UN says children in Malawi skipping school to work in tobacco farms

Thursday December 22 2022
Buyers at tobacco auction in Blantyre, Malawi.

Buyers at the tobacco auction in Blantyre, southern Malawi. The UN has said that children who should be in school are working on tobacco farms in Malawi. PHOTO | FILE | AFP


The UN said Wednesday that large numbers of children working on tobacco farms in Malawi are missing school and urged the country’s government and tobacco companies there to step up human rights protection across the supply chain.

According to the 13 UN-appointed independent human rights experts, the reported cases affect over 7,000 adults and 3,000 children.

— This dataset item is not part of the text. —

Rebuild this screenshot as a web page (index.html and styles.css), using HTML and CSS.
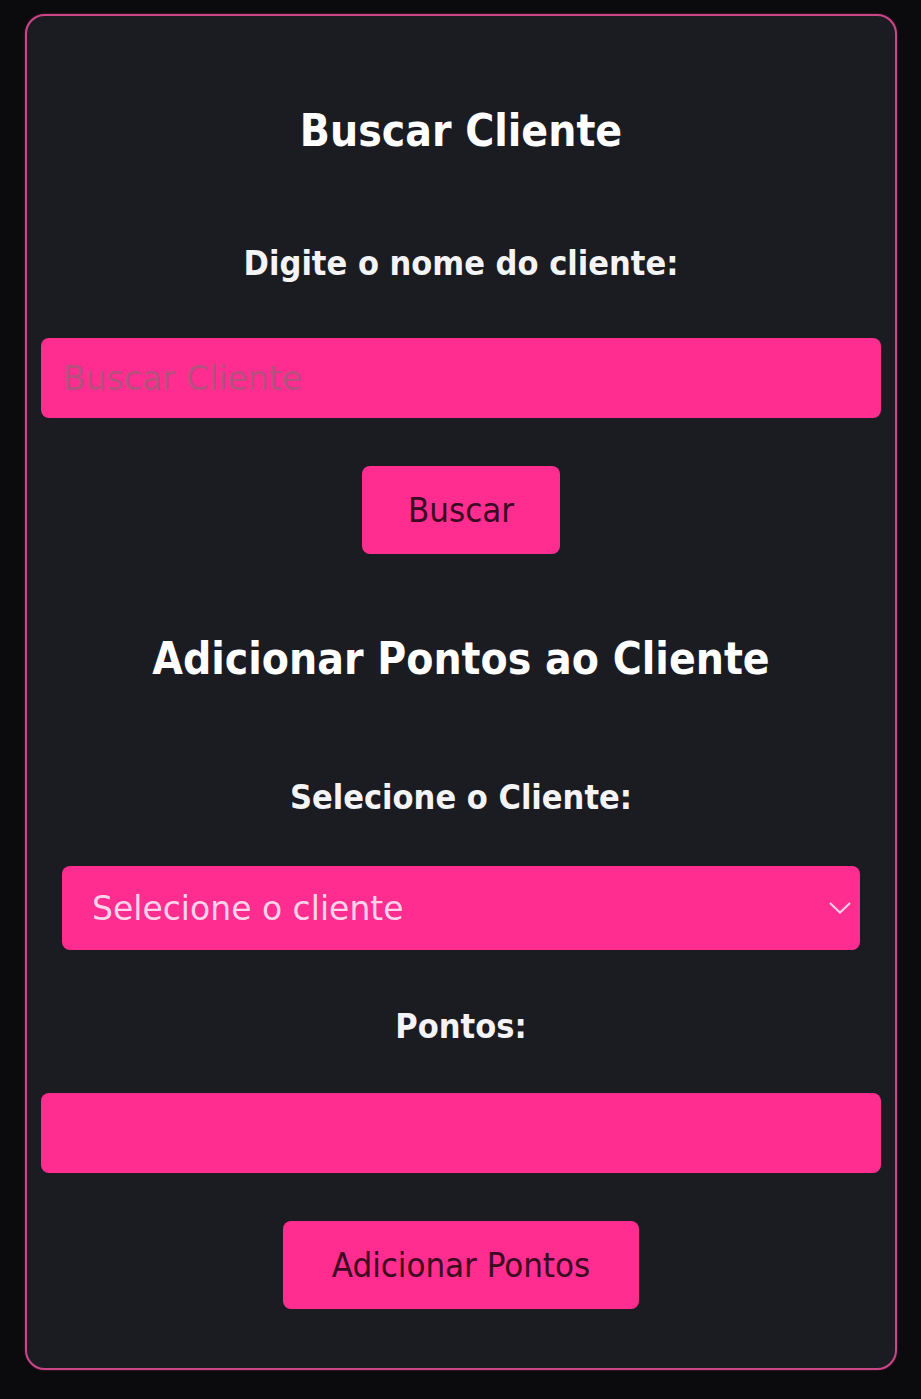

They also added that “in the aftermath of Covid -19, more than 400,000 pupils were reported not to have returned to school”.

 “That tobacco farms are usually located in remote areas, limiting access to assistance, defences against labour rights abuses, and protections against people trafficking,” the experts said.

Subsistence farming

Malawi has population of 18 million people and most rely on subsistence farming but the food supply situation is precarious because of climate effects.


Along with other neighbouring countries, it has been hit by adverse weather including stormy rains and strong winds and is facing a challenging economic and humanitarian situation.

Last month, the International Monetary Fund (IMF) approved $88.3 million in emergency financing support to Malawi.

“Food insecurity in Malawi has increased significantly owing to multiple tropical storms, below average crop production, and increasing prices for food and agricultural inputs such as fertiliser and seed,” the IMF said.

As a result, about 20 percent of the population is projected to be acutely food insecure during the upcoming 2022/23 lean season (October 2022-March 2023), or more than twice as many people as in 2021, the IMF added.


The Tropical Cyclone 2022-2023 outlook by FAO recently forecast that the country is likely going to be hit by five cyclones.

“Despite the abolition of the tenancy system, serious concerns persist in relation to risks of trafficking of children and forced labour,” the experts added.

“Countries where tobacco companies are headquartered must strengthen action to prevent trafficking for purposes of child and forced labour.”

Working towards this end, the experts have established dialogue with some of the main tobacco industry companies in Malawi, including British American Tobacco, Imperial, Philip Morris International and Japan Tobacco Group, after human rights abuses were reported within the sector, the UN said.

The experts called for urgent strengthened monitoring, enforcement and business accountability to prevent human rights abuses and ensure that codes of conduct are effectively implemented.